The V8’s potency and noise are tempting reasons for choosing this decidedly indulgent engine over a diesel. Whether you’re listening to the 4.4’s bubbling idle from outside, or hearing its urgent, rhythmic high-rev pulse from within, this engine makes a substantial aural case for itself.
A 0-62mph of 4.8 sec is as deliciously unnecessary as 444bhp. Because the V8's coupled to a swift-shifting eight-speed transmission, the sheer thrust on offer is mildly amazing.
What's more impressive is that when you point the X6 at a succession of switchback bends, its roadholding, reassuringly accurate steering and body control combine to provide a surprisingly entertaining drive.
The X6 doesn’t quite have the mid-bend agility of the smaller Porsche Macan, but as a session on a test track reveals, the trick rear axle and the driveline’s ability to funnel a strong slug of on-the-limit torque through the front wheels will pull the X6 out of the understeer that may have been building to this point. All of which allows it to be conducted with a fluency that belies its size.
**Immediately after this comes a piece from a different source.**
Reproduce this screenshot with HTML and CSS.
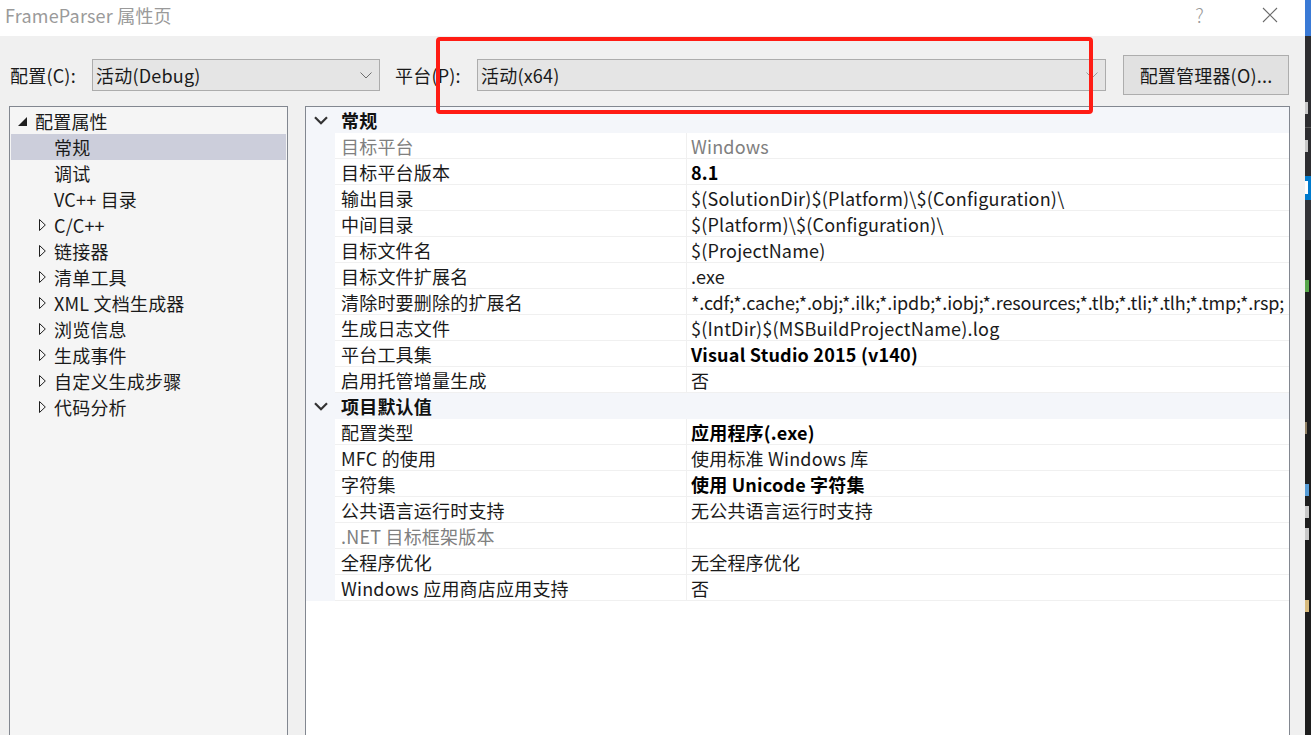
FILE: index.html
```html
<!DOCTYPE html>
<html lang="zh-CN">
<head>
<meta charset="utf-8">
<title>FrameParser 属性页</title>
<link rel="stylesheet" href="styles.css">
</head>
<body>
<div class="window">
  <div class="dialog">
    <div class="titlebar">
      <span class="title">FrameParser 属性页</span>
      <span class="tb-spacer"></span>
      <span class="help">?</span>
      <span class="close">
        <svg width="16" height="16" viewBox="0 0 16 16"><path d="M1 1 L15 15 M15 1 L1 15" stroke="#6b6b6b" stroke-width="1.1" fill="none"/></svg>
      </span>
    </div>

    <div class="toolbar">
      <span class="lbl lbl-config">配置(C):</span>
      <div class="combo combo-config">
        <span class="combo-text">活动(Debug)</span>
        <svg class="chev" width="12" height="7" viewBox="0 0 12 7"><polyline points="0.5,0.5 6,6 11.5,0.5" stroke="#6d6d6d" stroke-width="1" fill="none"/></svg>
      </div>
      <span class="lbl lbl-platform">平台(P):</span>
      <div class="combo combo-platform">
        <span class="combo-text">活动(x64)</span>
        <svg class="chev" width="12" height="7" viewBox="0 0 12 7"><polyline points="0.5,0.5 6,6 11.5,0.5" stroke="#9a9a9a" stroke-width="1" fill="none"/></svg>
      </div>
      <button class="btn">配置管理器(O)...</button>
      <div class="annot"></div>
    </div>

    <div class="main">
      <div class="tree">
        <div class="tnode lvl0">
          <svg class="tri" width="9" height="9" viewBox="0 0 9 9"><polygon points="9,0 9,9 0,9" fill="#1e1e1e"/></svg>
          <span>配置属性</span>
        </div>
        <div class="tnode lvl1 sel"><span class="noarrow"></span><span>常规</span></div>
        <div class="tnode lvl1"><span class="noarrow"></span><span>调试</span></div>
        <div class="tnode lvl1"><span class="noarrow"></span><span>VC++ 目录</span></div>
        <div class="tnode lvl1"><svg class="arrow" width="7" height="12" viewBox="0 0 7 12"><polygon points="0.5,0.5 6.3,6 0.5,11.5" stroke="#1e1e1e" stroke-width="1" fill="none"/></svg><span>C/C++</span></div>
        <div class="tnode lvl1"><svg class="arrow" width="7" height="12" viewBox="0 0 7 12"><polygon points="0.5,0.5 6.3,6 0.5,11.5" stroke="#1e1e1e" stroke-width="1" fill="none"/></svg><span>链接器</span></div>
        <div class="tnode lvl1"><svg class="arrow" width="7" height="12" viewBox="0 0 7 12"><polygon points="0.5,0.5 6.3,6 0.5,11.5" stroke="#1e1e1e" stroke-width="1" fill="none"/></svg><span>清单工具</span></div>
        <div class="tnode lvl1"><svg class="arrow" width="7" height="12" viewBox="0 0 7 12"><polygon points="0.5,0.5 6.3,6 0.5,11.5" stroke="#1e1e1e" stroke-width="1" fill="none"/></svg><span>XML 文档生成器</span></div>
        <div class="tnode lvl1"><svg class="arrow" width="7" height="12" viewBox="0 0 7 12"><polygon points="0.5,0.5 6.3,6 0.5,11.5" stroke="#1e1e1e" stroke-width="1" fill="none"/></svg><span>浏览信息</span></div>
        <div class="tnode lvl1"><svg class="arrow" width="7" height="12" viewBox="0 0 7 12"><polygon points="0.5,0.5 6.3,6 0.5,11.5" stroke="#1e1e1e" stroke-width="1" fill="none"/></svg><span>生成事件</span></div>
        <div class="tnode lvl1"><svg class="arrow" width="7" height="12" viewBox="0 0 7 12"><polygon points="0.5,0.5 6.3,6 0.5,11.5" stroke="#1e1e1e" stroke-width="1" fill="none"/></svg><span>自定义生成步骤</span></div>
        <div class="tnode lvl1"><svg class="arrow" width="7" height="12" viewBox="0 0 7 12"><polygon points="0.5,0.5 6.3,6 0.5,11.5" stroke="#1e1e1e" stroke-width="1" fill="none"/></svg><span>代码分析</span></div>
      </div>

      <div class="grid">
        <div class="cat">
          <span class="gut"><svg width="14" height="9" viewBox="0 0 14 9"><polyline points="1,1.2 7,7.2 13,1.2" stroke="#333" stroke-width="2.2" fill="none"/></svg></span>
          <span class="cat-name">常规</span>
        </div>
        <div class="prop"><span class="gut"></span><span class="pn dim">目标平台</span><span class="pv dim">Windows</span></div>
        <div class="prop"><span class="gut"></span><span class="pn">目标平台版本</span><span class="pv b">8.1</span></div>
        <div class="prop"><span class="gut"></span><span class="pn">输出目录</span><span class="pv">$(SolutionDir)$(Platform)\$(Configuration)\</span></div>
        <div class="prop"><span class="gut"></span><span class="pn">中间目录</span><span class="pv">$(Platform)\$(Configuration)\</span></div>
        <div class="prop"><span class="gut"></span><span class="pn">目标文件名</span><span class="pv">$(ProjectName)</span></div>
        <div class="prop"><span class="gut"></span><span class="pn">目标文件扩展名</span><span class="pv">.exe</span></div>
        <div class="prop"><span class="gut"></span><span class="pn">清除时要删除的扩展名</span><span class="pv tight">*.cdf;*.cache;*.obj;*.ilk;*.ipdb;*.iobj;*.resources;*.tlb;*.tli;*.tlh;*.tmp;*.rsp;</span></div>
        <div class="prop"><span class="gut"></span><span class="pn">生成日志文件</span><span class="pv">$(IntDir)$(MSBuildProjectName).log</span></div>
        <div class="prop"><span class="gut"></span><span class="pn">平台工具集</span><span class="pv b">Visual Studio 2015 (v140)</span></div>
        <div class="prop"><span class="gut"></span><span class="pn">启用托管增量生成</span><span class="pv">否</span></div>
        <div class="cat">
          <span class="gut"><svg width="14" height="9" viewBox="0 0 14 9"><polyline points="1,1.2 7,7.2 13,1.2" stroke="#333" stroke-width="2.2" fill="none"/></svg></span>
          <span class="cat-name">项目默认值</span>
        </div>
        <div class="prop"><span class="gut"></span><span class="pn">配置类型</span><span class="pv b">应用程序(.exe)</span></div>
        <div class="prop"><span class="gut"></span><span class="pn">MFC 的使用</span><span class="pv">使用标准 Windows 库</span></div>
        <div class="prop"><span class="gut"></span><span class="pn">字符集</span><span class="pv b">使用 Unicode 字符集</span></div>
        <div class="prop"><span class="gut"></span><span class="pn">公共语言运行时支持</span><span class="pv">无公共语言运行时支持</span></div>
        <div class="prop"><span class="gut"></span><span class="pn dim">.NET 目标框架版本</span><span class="pv"></span></div>
        <div class="prop"><span class="gut"></span><span class="pn">全程序优化</span><span class="pv">无全程序优化</span></div>
        <div class="prop"><span class="gut"></span><span class="pn">Windows 应用商店应用支持</span><span class="pv">否</span></div>
      </div>
    </div>
  </div>

  <div class="behind">
    <div class="bh bh-blue"></div>
    <div class="bh bh-dark1"></div>
    <div class="bh bh-txt1"><i class="mk mk-light"></i></div>
    <div class="bh bh-line"></div>
    <div class="bh bh-txt2"><i class="mk mk-light"></i></div>
    <div class="bh bh-dark2"></div>
    <div class="bh bh-sel"><i class="mk mk-white"></i></div>
    <div class="bh bh-dark3"></div>
    <div class="bh bh-code">
      <i class="mk mk-green"></i>
      <i class="mk mk-tan"></i>
      <i class="mk mk-blue"></i>
      <i class="mk mk-gray"></i>
      <i class="mk mk-gray"></i>
      <i class="mk mk-yellow"></i>
    </div>
  </div>
</div>
</body>
</html>
```

FILE: styles.css
```css
* { box-sizing: border-box; }

html, body {
  margin: 0;
  padding: 0;
  width: 1311px;
  height: 735px;
  overflow: hidden;
  background: #1e1e1e;
}

body {
  font-family: "Noto Sans CJK SC", "Noto Sans", sans-serif;
  font-size: 18px;
  letter-spacing: 0.2px;
  color: #1a1a1a;
}

.window {
  display: flex;
  width: 1311px;
  height: 735px;
}

.dialog {
  width: 1305px;
  height: 770px;
  background: #f0f0f0;
  display: flex;
  flex-direction: column;
  flex: none;
}

/* title bar */
.titlebar {
  height: 36px;
  background: #ffffff;
  display: flex;
  align-items: center;
  padding-left: 5px;
  flex: none;
}
.title {
  color: #9a9a9a;
  font-size: 18px;
  line-height: 20px;
  margin-top: -6px;
}
.tb-spacer { flex: 1; }
.help {
  color: #9a9a9a;
  font-size: 19px;
  font-weight: 300;
  margin-right: 58px;
  margin-top: -7px;
}
.close {
  display: flex;
  margin-right: 27px;
  margin-top: -7px;
}

/* toolbar */
.toolbar {
  position: relative;
  height: 70px;
  flex: none;
  display: flex;
  align-items: center;
  padding: 8px 0 0 10px;
}
.lbl {
  flex: none;
  line-height: 20px;
  color: #1a1a1a;
}
.lbl-config { width: 82px; }
.lbl-platform { width: 82px; margin-left: 15px; }

.combo {
  flex: none;
  height: 32px;
  background: #e5e5e5;
  border: 1px solid #acacac;
  display: flex;
  align-items: center;
  padding: 0 7px 0 3px;
}
.combo-config { width: 288px; }
.combo-platform { width: 629px; }
.combo-text { flex: 1; line-height: 20px; }
.chev { flex: none; }

.btn {
  flex: none;
  margin-left: 17px;
  width: 166px;
  height: 40px;
  background: #e1e1e1;
  border: 1px solid #adadad;
  font-family: inherit;
  font-size: 18px;
  letter-spacing: 0.2px;
  color: #1a1a1a;
  padding: 0;
}

.annot {
  position: absolute;
  left: 436px;
  top: 1px;
  width: 657px;
  height: 77px;
  border: 4px solid #ff1c14;
  border-radius: 4px;
}

/* main area */
.main {
  flex: 1;
  display: flex;
  padding-left: 9px;
  gap: 17px;
}

.tree {
  width: 279px;
  background: #f5f5f5;
  border: 1px solid #828790;
  padding: 1px 0 0 0;
}
.tnode {
  height: 26px;
  display: flex;
  align-items: center;
  white-space: nowrap;
  color: #1a1a1a;
}
.tnode.lvl0 { padding-left: 8px; }
.tnode.lvl0 .tri { margin-right: 8px; margin-top: 1px; }
.tnode.lvl1 { padding-left: 29px; }
.tnode .arrow, .tnode .noarrow { width: 7px; flex: none; margin-right: 8px; }
.tnode .noarrow { display: inline-block; height: 1px; }
.tnode.sel {
  background: #cccedb;
  margin: 0 1px;
  padding-left: 28px;
}

.grid {
  width: 985px;
  background: #ffffff;
  border: 1px solid #828790;
  align-self: stretch;
}
.cat, .prop {
  height: 26px;
  display: flex;
  white-space: nowrap;
}
.cat {
  background: #f4f6fa;
  align-items: center;
}
.gut {
  width: 29px;
  flex: none;
  display: flex;
  align-items: center;
  justify-content: center;
  background: #f4f6fa;
  height: 26px;
}
.cat-name {
  font-weight: bold;
  padding-left: 6px;
  color: #111;
}
.pn, .pv {
  height: 26px;
  padding-top: 1px;
  line-height: 25px;
  border-bottom: 1px solid #f0f0f0;
  overflow: hidden;
}
.pn {
  width: 352px;
  flex: none;
  padding-left: 6px;
  border-right: 1px solid #f0f0f0;
}
.pv {
  flex: 1;
  min-width: 0;
  padding-left: 4px;
}
.pv.tight { letter-spacing: -0.12px; }
.b { font-weight: bold; color: #000; }
.dim { color: #808080; }

/* background window strip */
.behind {
  width: 6px;
  flex: none;
  display: flex;
  flex-direction: column;
  overflow: hidden;
  background: #1e1e1e;
}
.bh { flex: none; overflow: hidden; display: flex; flex-direction: column; }
.bh-blue { height: 36px; background: #3a7ad6; }
.bh-dark1 { height: 60px; background: #2d2d30; }
.bh-txt1 { height: 32px; background: #2d2d30; border-bottom: 1px solid #555; padding-top: 6px; }
.bh-line { height: 4px; background: #2d2d30; }
.bh-txt2 { height: 30px; background: #2d2d30; padding-top: 8px; }
.bh-dark2 { height: 14px; background: #2d2d30; }
.bh-sel { height: 24px; background: #007acc; padding-top: 5px; }
.bh-dark3 { height: 40px; background: #333337; }
.bh-code { flex: 1; padding-top: 40px; }
.mk { display: block; width: 4px; height: 12px; flex: none; }
.mk-light { background: #c8c8c8; width: 3px; }
.mk-white { background: #ffffff; width: 3px; height: 13px; }
.mk-green { background: #57a64a; margin-bottom: 10px; }
.mk-tan { background: #8f7f63; margin-top: 120px; width: 2px; }
.mk-blue { background: #569cd6; margin-top: 50px; }
.mk-gray { background: #c8c8c8; margin-top: 10px; }
.mk-yellow { background: #d7ba7d; margin-top: 60px; }
```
It’s less fluent, however, when there are bumps in the path of its sizeable wheels, as ridges and ruts kick up the odd sharp jolt that momentarily punctures the atmosphere of sophistication. Much of which stems from the X6’s truly impressive noise suppression and an interior whose horizontal sweep of dashboard, tastefully applied décor and high precision finish do much to ram home the impression that you’re aboard a luxury SUV.
So does the generous cabin space in the front, although rear space is less impressive. More of an issue, surprisingly, is the shortage of foot room in the rear, the bulk of the front seats preventing you from fitting your toes beneath them. Front seat occupants are better catered to, and they also get kneepads built into the centre console allowing them to better brace themselves during athletic cornering manoeuvres. Which sounds gimmicky, but can genuinely prove useful.
More advanced (optional) equipment includes BMW’s excellent head-up display, automatic parking, night vision and traffic jam assist, though as ever with German premium machines, unconstrained option-box ticking can produce a very expensive car.